It began toward the end of September 2019 in a discussion with Dr. Christine Wesche of the Alfred Wegener Institute (AWI). The idea of using a supply trip by the icebreaker S.A. Agulhas II to the AWI Antarctic station to conduct some research at the same time evolved in a few weeks with the support of DLR, AWI, and not least also my family, into a concrete plan. After the obligatory medical check-up and instruction about environmental protection in the Antarctic we were to head toward South Africa already in mid-January.
For three-and-a-half years, data from the German radar satellites TerraSAR-X and TanDEM-X have been made available to support AWI research in the Antarctic as part of a cooperation agreement between EOC and AWI. Specifically, the research icebreaker Polar Star has been provided up to now with ice maps generated by DLR in near real-time (NRT) during expeditions in Antarctic sea ice. These data sets are used by on-board scientists and crew members when planning fuel-saving, safe ship routes and identifying suitable places to carry out science experiments. In addition, for the area around Neumayer Station III images are routinely supplied that can be used to study long-range changes in the Ekström ice shelf as well as to obtain information about the structure of sea ice in Atka Bay. This information also contributes to the safety of the station crew when they are working at the edge of the ice shelf and on the sea ice in Atka Bay.

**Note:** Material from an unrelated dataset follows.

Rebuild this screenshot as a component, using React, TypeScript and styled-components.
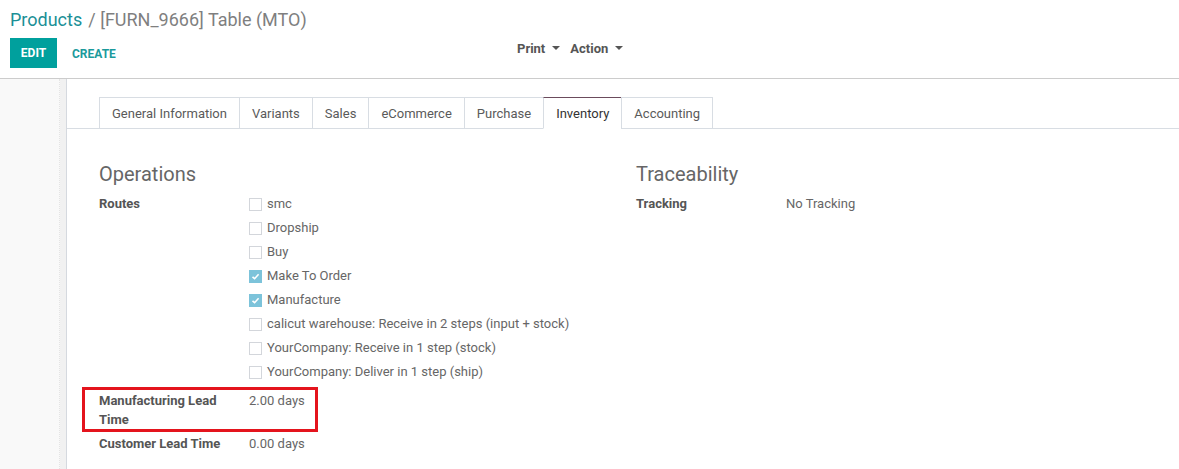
import React from 'react';
import styled, {createGlobalStyle} from 'styled-components';

const GlobalStyle = createGlobalStyle`
  html, body {
    margin: 0;
    padding: 0;
    background: #ffffff;
    font-family: Roboto, "Noto Sans", "Liberation Sans", sans-serif;
    font-size: 13px;
    color: #666666;
  }
`;

const tabs = [
  'General Information',
  'Variants',
  'Sales',
  'eCommerce',
  'Purchase',
  'Inventory',
  'Accounting',
];

const routes = [
  {label: 'smc', checked: false},
  {label: 'Dropship', checked: false},
  {label: 'Buy', checked: false},
  {label: 'Make To Order', checked: true},
  {label: 'Manufacture', checked: true},
  {label: 'calicut warehouse: Receive in 2 steps (input + stock)', checked: false},
  {label: 'YourCompany: Receive in 1 step (stock)', checked: false},
  {label: 'YourCompany: Deliver in 1 step (ship)', checked: false},
];

const Check = () => (
  <svg width="9" height="9" viewBox="0 0 9 9">
    <path d="M1.5 4.8 L3.6 6.7 L7.6 2.3" fill="none" stroke="#fff" strokeWidth="1.6" />
  </svg>
);

const App = () => {
  return (
    <Page>
      <GlobalStyle />
      <ControlPanel>
        <Breadcrumb>
          <Crumb>Products</Crumb>
          <Current>/ [FURN_9666] Table (MTO)</Current>
        </Breadcrumb>
        <ButtonRow>
          <MainButtons>
            <EditButton>EDIT</EditButton>
            <LinkButton>CREATE</LinkButton>
          </MainButtons>
          <Sidebar>
            <DropToggle>
              Print <Caret />
            </DropToggle>
            <DropToggle>
              Action <Caret />
            </DropToggle>
          </Sidebar>
        </ButtonRow>
      </ControlPanel>

      <Main>
        <Gutter />
        <Sheet>
          <TabBar>
            {tabs.map((t) => (
              <Tab key={t} active={t === 'Inventory'}>
                {t}
              </Tab>
            ))}
          </TabBar>

          <Groups>
            <Group>
              <Heading>Operations</Heading>
              <Field>
                <Label>Routes</Label>
                <RouteList>
                  {routes.map((r) => (
                    <RouteRow key={r.label}>
                      <Box checked={r.checked}>{r.checked && <Check />}</Box>
                      {r.label}
                    </RouteRow>
                  ))}
                </RouteList>
              </Field>
              <Highlight>
                <WrapField>
                  <WrapLabel>Manufacturing Lead Time</WrapLabel>
                  <WrapValue>2.00 days</WrapValue>
                </WrapField>
              </Highlight>
              <Field>
                <Label>Customer Lead Time</Label>
                <Value>0.00 days</Value>
              </Field>
            </Group>
            <Group>
              <Heading>Traceability</Heading>
              <Field>
                <Label>Tracking</Label>
                <Value>No Tracking</Value>
              </Field>
            </Group>
          </Groups>
        </Sheet>
      </Main>
    </Page>
  );
};

const Page = styled.div`
  width: 1179px;
  height: 469px;
  overflow: hidden;
  display: flex;
  flex-direction: column;
`;

const ControlPanel = styled.div`
  height: 78px;
  padding: 0 10px;
  border-bottom: 1px solid #cccccc;
  background: #fff;
  flex-shrink: 0;
`;

const Breadcrumb = styled.div`
  height: 38px;
  display: flex;
  align-items: center;
  gap: 6px;
  font-size: 18px;
  padding-top: 1px;
  box-sizing: border-box;
`;

const Crumb = styled.span`
  color: #1b8f96;
`;

const Current = styled.span`
  color: #7f7f7f;
`;

const ButtonRow = styled.div`
  display: flex;
  align-items: center;
  height: 30px;
`;

const MainButtons = styled.div`
  display: flex;
  align-items: center;
  width: 507px;
  gap: 2px;
`;

const EditButton = styled.div`
  background: #00a09d;
  color: #fff;
  font-weight: 700;
  font-size: 12px;
  height: 30px;
  width: 47px;
  display: flex;
  align-items: center;
  justify-content: center;
`;

const LinkButton = styled.div`
  color: #1b9a9c;
  font-weight: 700;
  font-size: 12px;
  padding: 2px 13px 0;
`;

const Sidebar = styled.div`
  display: flex;
  gap: 10px;
  margin-top: -10px;
`;

const DropToggle = styled.div`
  display: flex;
  align-items: center;
  gap: 7px;
  color: #555;
  font-weight: 700;
  font-size: 13px;
`;

const Caret = styled.span`
  width: 0;
  height: 0;
  border-left: 4px solid transparent;
  border-right: 4px solid transparent;
  border-top: 4px solid #555;
`;

const Main = styled.div`
  flex: 1;
  display: flex;
  background: #f9f9f9;
`;

const Gutter = styled.div`
  width: 59px;
  border-right: 1px dotted #e4e4e4;
  background: #f9f9f9;
`;

const Sheet = styled.div`
  flex: 1;
  margin-left: 6px;
  background: #fff;
  border-left: 1px solid #d5d9df;
  box-shadow: -6px 0 0 #f1f1f1;
`;

const TabBar = styled.div`
  display: flex;
  margin-top: 18px;
  padding-left: 32px;
  border-bottom: 1px solid #d8dde3;
  height: 31px;
`;

const Tab = styled.div<{active?: boolean}>`
  padding: 0 12px;
  display: flex;
  align-items: center;
  margin-bottom: -1px;
  background: #fff;
  color: ${({active}) => (active ? '#333' : '#5a5a5a')};
  border: 1px solid #d8dde3;
  border-top: 1px solid ${({active}) => (active ? '#6b4b5c' : '#d8dde3')};
  border-bottom-color: ${({active}) => (active ? '#fff' : '#d8dde3')};
  & + & {
    margin-left: -1px;
  }
`;

const Groups = styled.div`
  display: grid;
  grid-template-columns: 537px 1fr;
  padding-left: 32px;
  margin-top: 31px;
`;

const Group = styled.div`
  display: flex;
  flex-direction: column;
`;

const Heading = styled.div`
  font-size: 20px;
  line-height: 28px;
  color: #666;
  margin-bottom: 4px;
`;

const Field = styled.div`
  display: flex;
  line-height: 24px;
`;

const Label = styled.div`
  width: 150px;
  flex-shrink: 0;
  font-weight: 700;
  color: #555;
`;

const Value = styled.div`
  color: #666;
`;

const RouteList = styled.div`
  display: flex;
  flex-direction: column;
`;

const RouteRow = styled.div`
  display: flex;
  align-items: center;
  height: 24px;
  color: #666;
`;

const Box = styled.span<{checked?: boolean}>`
  width: 13px;
  height: 13px;
  box-sizing: border-box;
  margin-right: 5px;
  display: flex;
  align-items: center;
  justify-content: center;
  border: 1px solid ${({checked}) => (checked ? '#7cc3da' : '#d3d6db')};
  background: ${({checked}) => (checked ? '#7cc3da' : '#fff')};
`;

const Highlight = styled.div`
  margin-top: 3px;
  margin-left: -17px;
  width: 236px;
  border: 3px solid #e4141d;
  padding: 1px 0 0 14px;
  box-sizing: border-box;
`;

const WrapField = styled.div`
  display: flex;
  line-height: 19px;
`;

const WrapLabel = styled.div`
  width: 136px;
  padding-right: 14px;
  font-weight: 700;
  color: #555;
`;

const WrapValue = styled.div`
  color: #666;
`;

export default App;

Using TerraSAR-X NRT data during the Polar Star Expedition PS111 in 2018.
At the beginning of the 2017/2018 Antarctic season I could, in addition to the AWI expeditions, also support international research ships located between the Weddell Sea and the Ross Sea with the help of the radar eye on TerraSAR-X. Despite the positive feedback from various users of our data products, it is extremely valuable to have an opportunity to gain direct experience in dealing with the data locally. Initially, the goal will be to monitor the route of the S.A. Agulhas II icebreaker with TerraSAR-X data in order to support route planning as effectively as possible, and in the ideal case be able to optimise it. At the same time, the usefulness of the data is to be analysed while the ship is making its way through sea ice and ideas for possible improvements discussed with those responsible on-board. The key element of data acquisition will be the DLR receiving station at the northern tip of the Antarctic Peninsula. The German Antarctic Receiving Station (GARS) O’Higgins is able to acquire TerraSAR-X data, process them locally and – reduced to a suitable data volume – provide timely images to the respective users.